▶ Given request:
Quote the whole listing verbatim.

▶ Data segment:
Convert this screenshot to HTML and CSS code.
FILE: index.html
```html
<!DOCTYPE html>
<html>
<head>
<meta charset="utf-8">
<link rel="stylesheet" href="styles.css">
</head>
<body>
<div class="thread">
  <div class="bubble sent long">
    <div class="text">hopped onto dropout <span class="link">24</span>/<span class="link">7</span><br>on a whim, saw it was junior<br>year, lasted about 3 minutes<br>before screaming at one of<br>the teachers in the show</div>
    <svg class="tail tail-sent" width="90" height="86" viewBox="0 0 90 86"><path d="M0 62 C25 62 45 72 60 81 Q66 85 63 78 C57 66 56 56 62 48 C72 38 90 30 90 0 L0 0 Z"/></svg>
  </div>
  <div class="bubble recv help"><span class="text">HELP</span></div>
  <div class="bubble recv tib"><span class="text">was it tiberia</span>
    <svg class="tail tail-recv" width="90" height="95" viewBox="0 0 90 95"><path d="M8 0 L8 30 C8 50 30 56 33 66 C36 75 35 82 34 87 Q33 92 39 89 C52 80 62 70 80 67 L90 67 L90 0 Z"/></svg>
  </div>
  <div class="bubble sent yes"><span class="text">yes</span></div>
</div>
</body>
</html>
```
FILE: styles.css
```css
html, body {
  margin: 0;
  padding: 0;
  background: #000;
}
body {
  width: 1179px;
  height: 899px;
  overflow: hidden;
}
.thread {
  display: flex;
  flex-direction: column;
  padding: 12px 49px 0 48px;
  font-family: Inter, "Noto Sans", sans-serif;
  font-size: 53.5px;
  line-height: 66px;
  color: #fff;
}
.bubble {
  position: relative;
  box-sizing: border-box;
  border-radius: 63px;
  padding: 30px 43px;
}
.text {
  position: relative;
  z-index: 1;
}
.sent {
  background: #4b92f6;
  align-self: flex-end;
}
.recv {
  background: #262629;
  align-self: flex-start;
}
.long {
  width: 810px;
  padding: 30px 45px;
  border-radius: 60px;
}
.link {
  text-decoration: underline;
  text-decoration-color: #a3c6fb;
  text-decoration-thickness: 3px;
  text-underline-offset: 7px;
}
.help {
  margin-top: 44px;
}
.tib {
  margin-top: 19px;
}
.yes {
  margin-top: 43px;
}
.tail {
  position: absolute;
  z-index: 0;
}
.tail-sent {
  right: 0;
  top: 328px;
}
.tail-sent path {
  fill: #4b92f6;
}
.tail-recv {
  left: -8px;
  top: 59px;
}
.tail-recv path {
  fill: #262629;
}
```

▶ Exercise response:
Convert this screenshot to HTML and CSS code.
FILE: index.html
```html
<!DOCTYPE html>
<html>
<head>
<meta charset="utf-8">
<link rel="stylesheet" href="styles.css">
</head>
<body>
<div class="thread">
  <div class="bubble sent long">
    <div class="text">hopped onto dropout <span class="link">24</span>/<span class="link">7</span><br>on a whim, saw it was junior<br>year, lasted about 3 minutes<br>before screaming at one of<br>the teachers in the show</div>
    <svg class="tail tail-sent" width="90" height="86" viewBox="0 0 90 86"><path d="M0 62 C25 62 45 72 60 81 Q66 85 63 78 C57 66 56 56 62 48 C72 38 90 30 90 0 L0 0 Z"/></svg>
  </div>
  <div class="bubble recv help"><span class="text">HELP</span></div>
  <div class="bubble recv tib"><span class="text">was it tiberia</span>
    <svg class="tail tail-recv" width="90" height="95" viewBox="0 0 90 95"><path d="M8 0 L8 30 C8 50 30 56 33 66 C36 75 35 82 34 87 Q33 92 39 89 C52 80 62 70 80 67 L90 67 L90 0 Z"/></svg>
  </div>
  <div class="bubble sent yes"><span class="text">yes</span></div>
</div>
</body>
</html>
```
FILE: styles.css
```css
html, body {
  margin: 0;
  padding: 0;
  background: #000;
}
body {
  width: 1179px;
  height: 899px;
  overflow: hidden;
}
.thread {
  display: flex;
  flex-direction: column;
  padding: 12px 49px 0 48px;
  font-family: Inter, "Noto Sans", sans-serif;
  font-size: 53.5px;
  line-height: 66px;
  color: #fff;
}
.bubble {
  position: relative;
  box-sizing: border-box;
  border-radius: 63px;
  padding: 30px 43px;
}
.text {
  position: relative;
  z-index: 1;
}
.sent {
  background: #4b92f6;
  align-self: flex-end;
}
.recv {
  background: #262629;
  align-self: flex-start;
}
.long {
  width: 810px;
  padding: 30px 45px;
  border-radius: 60px;
}
.link {
  text-decoration: underline;
  text-decoration-color: #a3c6fb;
  text-decoration-thickness: 3px;
  text-underline-offset: 7px;
}
.help {
  margin-top: 44px;
}
.tib {
  margin-top: 19px;
}
.yes {
  margin-top: 43px;
}
.tail {
  position: absolute;
  z-index: 0;
}
.tail-sent {
  right: 0;
  top: 328px;
}
.tail-sent path {
  fill: #4b92f6;
}
.tail-recv {
  left: -8px;
  top: 59px;
}
.tail-recv path {
  fill: #262629;
}
```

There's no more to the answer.